I figured since it was my day to blog, I'd deal with a question that keeps coming up since Sunday. Why the massive tear down? If you haven't been keeping an eye out, or maybe you have, I don't know... there's been a huge hubbub about pictures. I noticed it first when the famously handsome Jimmy Thomas got upset on Facebook about a photo. What he alleged was someone had used his photo without paying for it and then turned around and created a cover for it. The person was making money on his image without him getting paid for it. At the time I thought it was an interesting arguement. I figured, he is who he is and runs the site he does, so WHY would you NOT pay for it? The guy is literally everywhere.
But I thought about it some more. His business is those pictures. Granted, I'm sure it doesn't take much to slather himself in baby oil to look all sweaty, but that's his livelihood. Same with authors. There's another huge fracas going on about a certain site more or less pirating books. The person in charge of said site claims the lending and free sharing of the books helps starving kids somewhere. Here's the thing and he hasn't adequately explained it to me, how is sharing a free book going to feed a kid? And just as Jimmy Thomas makes his money selling his pictures, authors are trying to make money by selling their books. The prevailing thought is, shame on this site owner for distributing books without the right to do so.
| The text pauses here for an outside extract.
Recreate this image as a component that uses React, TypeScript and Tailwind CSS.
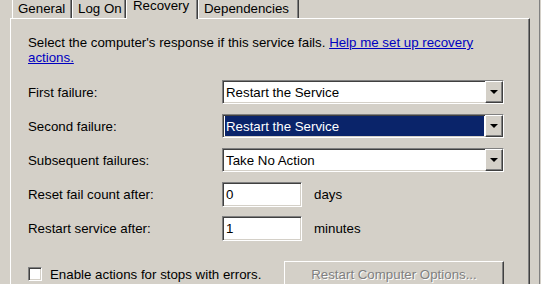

But the shove over the edge was the blog post by Roni Loren. You see, Suit Up Sunday, Saturday Hotties, Tuesday Studs...it's all fine and dandy and the hotness has been shared. But here's the thing: the photographers of those men (and women) make their livelihood off those pictures or being in said pictures. As much as Jimmy Thomas or the authors of the ebooks being pirated want to be paid, so do these photographers. And they should be. Now there was a bunch of chest beating and grousing. The photographers should be honored that their picture is so hot that it HAS to be shared. It's flattery. Right?
If the authors should get paid and not have their work illegally downloaded, just like the musicians shouldn't have their music illegally downloaded, then the photographers and celebrities whose pictures are slathered all over the net should get a cut, too.
"But Brad Pitt makes so much, he won't miss it. It's only one picture."
Maybe, but when over 200 people are sharing that picture, then that's 200 chances for him to be paid. Think about it this way, if you have a book to sell and you sell 3 copies, but 3000 are pirated, then that's a LOT of royalties you've been gypped out of. See the point. Unfortunately for Roni, she paid the hard way. But she was nice enough to send out a warning. If you post those pictures, doesn't matter if you have a disclaimer, doesn't matter if you do take them down... you can get into a lot of trouble. In the terms of the book pirates, they get the take down notices all the time. They take down the work for a day, maybe a week, then WHAMO put them right back up. Why? Because someone requested the book. And it's a tough economy and we all have to help each other. And it doesn't matter if the royalties from that book help you feed your kids. What matters is that the person who is illegally downloading your book can spend their money on food for their kids rather than wasting it on your book.
Skewed logic, don't you think?
So here's the meat of this post: we stopped the Saturday Hotties and the Hump Day pictures. We're replacing them with things that are better - authors who want to show you what they've written, their random displays of hotness through their covers and their videos. Is that too much to ask to allow for the change? Maybe, but that's how it's got to be.
Thank you for enjoying the maleness and the hotness. Trust me, hottie hunting was a lot of fun. But I see the photographers point of view. I don't want my work pirated. so thank you and please keep enjoying the Menagerie. We've got some really cover art hotness coming up and some fabulous authors, too!